# START OF RAW DATA
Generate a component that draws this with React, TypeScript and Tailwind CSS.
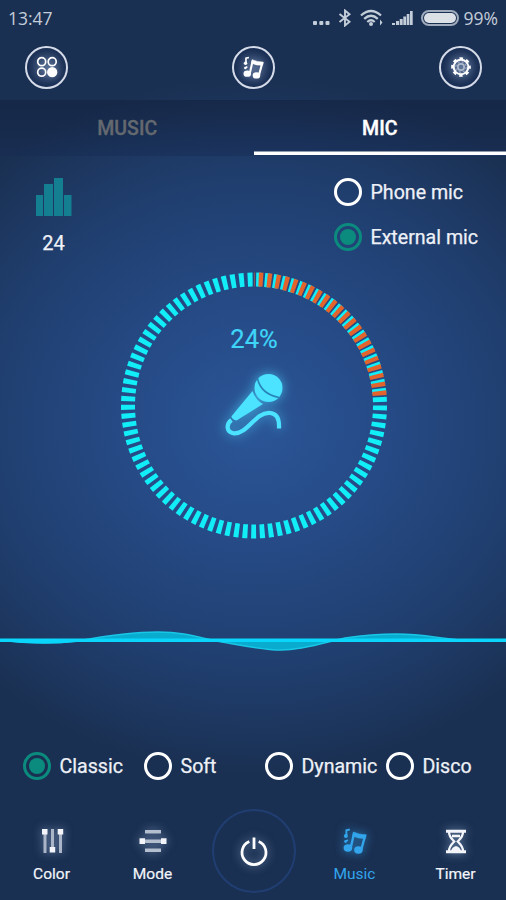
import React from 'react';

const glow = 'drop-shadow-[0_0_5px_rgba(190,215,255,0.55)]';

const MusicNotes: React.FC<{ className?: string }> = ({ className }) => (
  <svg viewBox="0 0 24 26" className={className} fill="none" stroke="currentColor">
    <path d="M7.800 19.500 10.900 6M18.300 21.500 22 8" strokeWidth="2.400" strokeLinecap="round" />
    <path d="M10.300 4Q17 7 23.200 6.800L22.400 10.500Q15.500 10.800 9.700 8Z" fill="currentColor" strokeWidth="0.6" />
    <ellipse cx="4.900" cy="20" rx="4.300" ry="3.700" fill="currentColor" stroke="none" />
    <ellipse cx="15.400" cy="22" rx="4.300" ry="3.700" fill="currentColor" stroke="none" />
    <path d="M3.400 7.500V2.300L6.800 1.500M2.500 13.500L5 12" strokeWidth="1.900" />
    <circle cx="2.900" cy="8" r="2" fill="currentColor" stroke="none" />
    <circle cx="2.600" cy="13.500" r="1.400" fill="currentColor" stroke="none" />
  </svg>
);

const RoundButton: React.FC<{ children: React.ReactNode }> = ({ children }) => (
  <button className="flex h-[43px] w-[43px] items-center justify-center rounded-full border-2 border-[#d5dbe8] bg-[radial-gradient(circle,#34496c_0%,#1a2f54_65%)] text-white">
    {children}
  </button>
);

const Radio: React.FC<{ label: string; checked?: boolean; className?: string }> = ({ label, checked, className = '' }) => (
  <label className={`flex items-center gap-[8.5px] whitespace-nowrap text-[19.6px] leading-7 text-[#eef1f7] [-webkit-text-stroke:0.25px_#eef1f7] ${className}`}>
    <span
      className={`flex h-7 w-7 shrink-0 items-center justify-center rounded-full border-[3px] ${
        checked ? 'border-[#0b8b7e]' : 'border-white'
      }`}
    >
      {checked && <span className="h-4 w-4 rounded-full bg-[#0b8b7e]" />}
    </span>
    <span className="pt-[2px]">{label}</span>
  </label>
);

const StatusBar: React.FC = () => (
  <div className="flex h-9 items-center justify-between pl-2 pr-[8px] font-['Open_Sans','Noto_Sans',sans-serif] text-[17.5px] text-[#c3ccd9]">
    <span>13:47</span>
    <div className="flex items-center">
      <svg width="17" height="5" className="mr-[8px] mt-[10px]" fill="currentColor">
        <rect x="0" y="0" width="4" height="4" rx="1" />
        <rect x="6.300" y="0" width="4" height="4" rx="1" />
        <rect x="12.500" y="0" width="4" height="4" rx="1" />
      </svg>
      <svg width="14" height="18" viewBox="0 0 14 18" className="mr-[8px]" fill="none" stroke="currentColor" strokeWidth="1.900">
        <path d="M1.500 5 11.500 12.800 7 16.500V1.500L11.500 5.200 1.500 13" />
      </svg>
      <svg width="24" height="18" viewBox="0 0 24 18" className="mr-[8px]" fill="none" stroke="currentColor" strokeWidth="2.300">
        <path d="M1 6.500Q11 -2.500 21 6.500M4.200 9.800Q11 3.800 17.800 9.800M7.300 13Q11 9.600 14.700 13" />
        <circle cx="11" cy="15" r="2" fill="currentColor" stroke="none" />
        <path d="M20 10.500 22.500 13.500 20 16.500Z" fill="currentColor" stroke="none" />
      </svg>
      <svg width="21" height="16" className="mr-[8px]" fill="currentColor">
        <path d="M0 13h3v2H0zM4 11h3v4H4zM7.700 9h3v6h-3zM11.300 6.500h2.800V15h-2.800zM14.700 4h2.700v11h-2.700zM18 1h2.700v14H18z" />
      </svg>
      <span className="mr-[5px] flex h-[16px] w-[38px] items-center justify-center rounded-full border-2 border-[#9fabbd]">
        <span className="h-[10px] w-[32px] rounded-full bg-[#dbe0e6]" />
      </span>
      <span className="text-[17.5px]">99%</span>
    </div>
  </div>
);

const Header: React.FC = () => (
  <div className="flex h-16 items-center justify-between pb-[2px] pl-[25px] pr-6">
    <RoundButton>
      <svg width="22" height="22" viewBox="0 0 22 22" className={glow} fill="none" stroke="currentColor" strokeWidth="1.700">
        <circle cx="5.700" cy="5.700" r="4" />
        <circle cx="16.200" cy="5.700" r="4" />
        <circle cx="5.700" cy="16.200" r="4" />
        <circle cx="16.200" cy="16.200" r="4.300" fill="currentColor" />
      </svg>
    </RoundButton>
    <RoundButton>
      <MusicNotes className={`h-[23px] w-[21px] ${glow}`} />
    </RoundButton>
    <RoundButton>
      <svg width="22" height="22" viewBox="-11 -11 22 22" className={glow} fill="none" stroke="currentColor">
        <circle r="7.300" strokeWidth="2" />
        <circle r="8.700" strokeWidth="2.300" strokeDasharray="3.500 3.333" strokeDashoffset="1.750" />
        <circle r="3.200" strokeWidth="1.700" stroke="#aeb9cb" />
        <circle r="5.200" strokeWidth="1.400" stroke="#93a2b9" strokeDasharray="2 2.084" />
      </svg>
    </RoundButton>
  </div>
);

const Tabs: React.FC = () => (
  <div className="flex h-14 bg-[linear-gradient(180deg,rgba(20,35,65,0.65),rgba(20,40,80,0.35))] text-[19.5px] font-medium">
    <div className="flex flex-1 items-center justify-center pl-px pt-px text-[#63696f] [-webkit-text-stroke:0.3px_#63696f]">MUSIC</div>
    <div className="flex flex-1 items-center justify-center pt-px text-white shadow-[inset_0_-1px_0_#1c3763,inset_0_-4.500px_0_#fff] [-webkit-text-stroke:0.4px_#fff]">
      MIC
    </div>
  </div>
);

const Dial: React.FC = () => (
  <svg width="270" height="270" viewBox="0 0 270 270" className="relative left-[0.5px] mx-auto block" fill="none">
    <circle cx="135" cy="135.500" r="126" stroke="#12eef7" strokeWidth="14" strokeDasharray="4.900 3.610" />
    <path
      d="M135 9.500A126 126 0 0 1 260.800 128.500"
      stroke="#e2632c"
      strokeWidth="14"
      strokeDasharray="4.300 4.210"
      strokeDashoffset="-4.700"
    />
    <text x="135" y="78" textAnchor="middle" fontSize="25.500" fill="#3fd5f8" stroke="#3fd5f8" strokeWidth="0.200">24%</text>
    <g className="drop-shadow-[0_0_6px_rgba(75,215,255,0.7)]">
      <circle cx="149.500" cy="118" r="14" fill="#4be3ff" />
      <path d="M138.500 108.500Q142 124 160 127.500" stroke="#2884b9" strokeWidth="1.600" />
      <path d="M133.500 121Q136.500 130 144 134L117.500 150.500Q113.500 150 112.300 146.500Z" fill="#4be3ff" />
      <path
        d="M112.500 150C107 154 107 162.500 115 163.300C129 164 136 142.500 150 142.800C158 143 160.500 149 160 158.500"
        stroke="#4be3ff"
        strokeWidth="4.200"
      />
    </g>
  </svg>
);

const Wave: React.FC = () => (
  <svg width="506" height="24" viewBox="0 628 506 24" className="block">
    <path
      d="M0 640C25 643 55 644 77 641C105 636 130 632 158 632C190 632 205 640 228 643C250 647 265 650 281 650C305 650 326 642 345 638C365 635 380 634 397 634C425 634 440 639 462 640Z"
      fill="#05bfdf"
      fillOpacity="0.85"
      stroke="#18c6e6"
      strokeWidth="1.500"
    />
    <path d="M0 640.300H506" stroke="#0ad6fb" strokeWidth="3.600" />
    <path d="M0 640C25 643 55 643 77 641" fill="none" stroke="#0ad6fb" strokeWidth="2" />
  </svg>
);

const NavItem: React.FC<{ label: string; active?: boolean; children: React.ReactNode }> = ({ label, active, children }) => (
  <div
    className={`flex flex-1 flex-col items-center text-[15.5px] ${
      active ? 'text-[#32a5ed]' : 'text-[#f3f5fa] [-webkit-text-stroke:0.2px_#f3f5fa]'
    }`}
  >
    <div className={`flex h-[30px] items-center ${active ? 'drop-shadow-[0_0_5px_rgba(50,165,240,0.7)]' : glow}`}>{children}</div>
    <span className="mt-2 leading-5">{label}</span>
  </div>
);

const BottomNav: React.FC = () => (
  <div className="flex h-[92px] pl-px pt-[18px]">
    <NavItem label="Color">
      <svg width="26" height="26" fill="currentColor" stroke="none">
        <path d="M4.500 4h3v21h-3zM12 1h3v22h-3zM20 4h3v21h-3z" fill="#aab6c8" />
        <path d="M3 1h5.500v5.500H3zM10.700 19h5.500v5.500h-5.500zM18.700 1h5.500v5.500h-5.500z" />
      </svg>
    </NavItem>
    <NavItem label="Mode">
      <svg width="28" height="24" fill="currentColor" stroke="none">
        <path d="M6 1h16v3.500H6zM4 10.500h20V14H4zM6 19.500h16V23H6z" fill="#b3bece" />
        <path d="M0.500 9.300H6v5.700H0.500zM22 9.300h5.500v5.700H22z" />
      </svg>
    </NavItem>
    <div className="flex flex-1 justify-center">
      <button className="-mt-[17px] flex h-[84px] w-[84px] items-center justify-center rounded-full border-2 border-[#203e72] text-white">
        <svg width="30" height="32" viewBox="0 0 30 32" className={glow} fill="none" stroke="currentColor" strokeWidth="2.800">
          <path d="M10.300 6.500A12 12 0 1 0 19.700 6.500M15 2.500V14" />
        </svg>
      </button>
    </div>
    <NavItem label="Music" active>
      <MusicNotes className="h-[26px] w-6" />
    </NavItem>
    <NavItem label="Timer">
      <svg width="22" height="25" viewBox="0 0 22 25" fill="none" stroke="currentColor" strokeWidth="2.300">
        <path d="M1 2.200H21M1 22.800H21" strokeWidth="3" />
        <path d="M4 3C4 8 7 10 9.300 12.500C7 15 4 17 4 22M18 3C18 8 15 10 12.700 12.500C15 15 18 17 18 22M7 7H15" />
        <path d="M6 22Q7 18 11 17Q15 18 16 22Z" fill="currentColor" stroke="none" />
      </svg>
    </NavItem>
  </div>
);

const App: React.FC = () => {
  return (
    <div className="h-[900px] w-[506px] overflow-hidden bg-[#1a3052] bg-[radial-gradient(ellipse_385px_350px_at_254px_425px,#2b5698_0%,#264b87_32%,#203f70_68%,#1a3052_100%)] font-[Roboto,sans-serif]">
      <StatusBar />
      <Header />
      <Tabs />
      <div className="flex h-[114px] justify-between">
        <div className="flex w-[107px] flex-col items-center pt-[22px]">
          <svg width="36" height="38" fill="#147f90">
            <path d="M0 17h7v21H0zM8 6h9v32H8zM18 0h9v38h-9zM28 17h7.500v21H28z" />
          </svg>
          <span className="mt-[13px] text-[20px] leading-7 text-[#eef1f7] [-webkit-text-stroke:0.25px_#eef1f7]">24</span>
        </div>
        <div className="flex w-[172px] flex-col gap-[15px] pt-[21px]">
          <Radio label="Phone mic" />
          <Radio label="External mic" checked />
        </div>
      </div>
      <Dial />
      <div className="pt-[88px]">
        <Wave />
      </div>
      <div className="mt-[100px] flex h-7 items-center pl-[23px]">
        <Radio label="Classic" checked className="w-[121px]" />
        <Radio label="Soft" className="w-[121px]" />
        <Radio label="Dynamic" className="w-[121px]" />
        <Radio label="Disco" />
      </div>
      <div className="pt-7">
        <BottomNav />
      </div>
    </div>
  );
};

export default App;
# END OF RAW DATA
PROBLEM DESCRIPTION: Every line from the top of the material above through the line with "const glow = 'drop-shadow-[0_0_5px_rgba(190,215,255,0.55)]';" should be duplicated exactly, please; leave out the pictures.

ANSWER IN FULL:
Generate a component that draws this with React, TypeScript and Tailwind CSS.
import React from 'react';

const glow = 'drop-shadow-[0_0_5px_rgba(190,215,255,0.55)]';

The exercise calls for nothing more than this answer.